Schitco Draws Against Carlsen Again

Photo Courtesy of European Team Chess Championship

Economics junior Ivan Schitco repeated history on Nov. 15 at the 2023 European Team Chess Championship in Montenegro when he drew against world champion Magnus Carlsen for the second time. This is Schitco’s second time drawing with Carlsen, the first being in August 2022 in the Chess Olympiad.

According to Chess Results, 38 teams participated in this tournament, each country sending four to five strong players. Schitco represented Moldova for the third time and was placed on first board this year. Carlsen was first board for Norway, and the two faces off when the two countries paired in round 5. Schitco played solidly, while Carlsen blundered his 20-move calculation, resulting in Schitco offering a draw, which Carlsen accepted.
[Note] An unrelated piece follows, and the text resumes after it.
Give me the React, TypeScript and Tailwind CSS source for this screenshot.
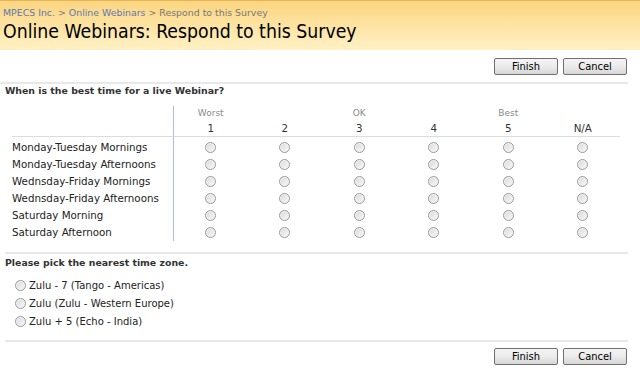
import React from "react"

const font = { fontFamily: '"DejaVu Sans", Verdana, sans-serif' }

const rows = [
  "Monday-Tuesday Mornings",
  "Monday-Tuesday Afternoons",
  "Wednsday-Friday Mornings",
  "Wednsday-Friday Afternoons",
  "Saturday Morning",
  "Saturday Afternoon",
]

const scale = [
  { label: "Worst", num: "1" },
  { label: "", num: "2" },
  { label: "OK", num: "3" },
  { label: "", num: "4" },
  { label: "Best", num: "5" },
  { label: "", num: "N/A" },
]

const zones = ["Zulu - 7 (Tango - Americas)", "Zulu (Zulu - Western Europe)", "Zulu + 5 (Echo - India)"]

const Radio = () => (
  <span className="inline-block w-[11px] h-[11px] rounded-full border border-[#9a9a9a] bg-gradient-to-br from-[#d8d8d8] to-[#fafafa] shadow-[inset_0_0_0_1px_#f4f4f4]" />
)

const Button = ({ children }: { children: React.ReactNode }) => (
  <button
    className="w-[64px] h-[17px] rounded-[2px] border border-[#707070] bg-gradient-to-b from-[#f4f4f4] via-[#ebebeb] to-[#d6d6d6] text-[11px] leading-none text-black"
    style={{ fontFamily: '"DejaVu Sans Condensed", Tahoma, sans-serif' }}
  >
    {children}
  </button>
)

const Buttons = () => (
  <div className="flex justify-end gap-[5px] pr-[13px]">
    <Button>Finish</Button>
    <Button>Cancel</Button>
  </div>
)

export default function App() {
  return (
    <div className="w-[640px] h-[374px] bg-white overflow-hidden text-[#333]" style={font}>
      {/* header */}
      <div className="h-[50px] border-t border-[#e3b65a] bg-gradient-to-b from-[#fbd57f] to-[#fff1c4] px-[3px]">
        <div className="text-[9.4px] leading-none pt-[7px] text-[#777]">
          <span className="text-[#5f78b0]">MPECS Inc.</span>
          <span> &gt; </span>
          <span className="text-[#5f78b0]">Online Webinars</span>
          <span> &gt; Respond to this Survey</span>
        </div>
        <div
          className="text-[19.3px] leading-none mt-[5px] text-black"
          style={{ fontFamily: '"DejaVu Sans Condensed", Tahoma, sans-serif' }}
        >
          Online Webinars: Respond to this Survey
        </div>
      </div>

      <div className="pt-[8px]">
        <Buttons />
      </div>
      <div className="h-[2px] bg-[#e8e8e8] mt-[7px] w-[628px]" />

      <div className="pl-[5px] pt-[1px] text-[9.4px] leading-[12px] font-bold text-[#333]">
        When is the best time for a live Webinar?
      </div>

      {/* matrix */}
      <div className="ml-[12px] mt-[9px] w-[608px] grid grid-cols-[161px_repeat(6,1fr)] text-[10.3px]">
        <div />
        {scale.map((s, i) => (
          <div key={i} className={`h-[15px] pt-[1px] text-center text-[#8a8a8a] text-[9px] ${i === 0 ? "border-l border-[#a9c1ea]" : ""}`}>
            {s.label}
          </div>
        ))}
        <div className="border-b border-[#dcdcdc]" />
        {scale.map((s, i) => (
          <div key={i} className={`h-[16px] text-center text-[#333] border-b border-[#dcdcdc] ${i === 0 ? "border-l border-l-[#a9c1ea]" : ""}`}>
            {s.num}
          </div>
        ))}
        <div className="h-[2px]" />
        <div className="h-[2px] border-l border-[#a9c1ea] col-span-6" />
        {rows.map((r) => (
          <React.Fragment key={r}>
            <div className="h-[17px] flex items-center text-[#222]">{r}</div>
            {scale.map((_, i) => (
              <div key={i} className={`h-[17px] flex items-center justify-center ${i === 0 ? "border-l border-[#a9c1ea]" : ""}`}>
                <Radio />
              </div>
            ))}
          </React.Fragment>
        ))}
      </div>

      <div className="h-[2px] bg-[#e8e8e8] mt-[11px] ml-[5px] w-[623px]" />
      <div className="pl-[5px] pt-[1px] text-[9.4px] leading-[15px] font-bold text-[#333]">Please pick the nearest time zone.</div>

      <div className="mt-[8px] pl-[15px] flex flex-col gap-[4px] text-[10px] text-[#222]">
        {zones.map((z) => (
          <div key={z} className="h-[14px] flex items-center gap-[3px]">
            <Radio />
            <span>{z}</span>
          </div>
        ))}
      </div>

      <div className="h-[2px] bg-[#e8e8e8] mt-[12px] ml-[5px] w-[623px]" />
      <div className="pt-[6px]">
        <Buttons />
      </div>
    </div>
  )
}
Alongside Schitco was graduate student IM Andrei Macovei, second board for Moldova. Other teammates included GM Viorel Iordachescu, GM Victor Bologon and FIDE Master Jegor Lashkin also played well, collectively gathering 9.5 of the 19 points in the tournament.

“[There] was a great team chemistry and team strategy in general, because they put me and Andrei, the young guys on the first and second boards to draw [with players]. And then they put the legends on the last board to make points, and it worked,” Schitco said.

In the same European Team Chess Championship, business administration sophomore Gergana Peycheva — from Bulgaria — claimed the title of champion under the women’s section. As board four, Peycheva won four of her games, drew three, and lost two. As a result of her contribution to the team, Bulgaria placed no. 1 out of the 32 countries in the women’s section.

Moldova played against two teams from Montenegro, where both Schitco and Macovei won their games; they also defeated Israel and Azerbaijan.

“I don’t think we’ve ever beaten Azerbaijan and in general to beat the number one seed when you’re like 26 or 27 [in standing], that’s basically a historic result,” Schitco said. “Then we also beat Israel for the first time in history.”

Schitco played the King’s Indian opening against Carlsen with the white pieces, later offering a draw since there were not many pieces on the board. Despite Carlsen’s efforts to create a tactical position with the black pieces in the opening, he accepted the draw as Schitco stopped his aggressive moves.

“When you try to win with the black pieces, it’s pretty hard, especially against a grandmaster, so you have to like jump through hoops,” Schitco said. “You have to take a lot of risks and Magnus is willing to do that.”

During the game against Carlsen, Schitco said Carlsen attempted to create a mating net, but it made the position too risky for both players.

“It got really risky at one point and luckily I managed to stay calm and found all the moves that basically neutralized his play, and then he had to settle for a draw,” Schitco said. “But overall, it was a great fighting game.”

GM Ivan Schitco vs. GM Magnus Carlsen European Team Championship (2023)

Previous moves: 36. Kxf4, Qxg2 37. Bxg7, Kxg7

White to play. How can White prevent checkmate?

Answer: e5

White pushes the pawn on the e file to prevent Black from playing Qf6.

Schitco prepared for all openings he thought could be dangerous, as he had a feeling that he would play against Carlsen. Out of the two games Schitco played with Carlsen in 2024, he found that the game he played in the Chess Olympiad was better, as it was a complex game with a lot of blunders and brilliancies from both sides.

“Then for the openings like King’s Indian…I was like if he plays that, then I just have to trust myself because the position is going to be better for me, so I have to play well,” Schitco said.

“I was black there and I mean, drawing Magnus with white.. I think people do that from time to time, but drawing Magnus with black when you’re 300 points lower than him… it’s really rare.”

Schitco emphasized the feeling he had when he played against the greatest player in chess history for the second time. He also knew that Carlsen wanted to defeat him because they both drew in the Chess Olympiad, so this game was more serious.

“I don’t know how many people know how good Magnus is, but it’s like playing Federer in tennis or like playing against Messi … you played with literally the best person who’s ever played chess in history, and it’s special,” Schitco said.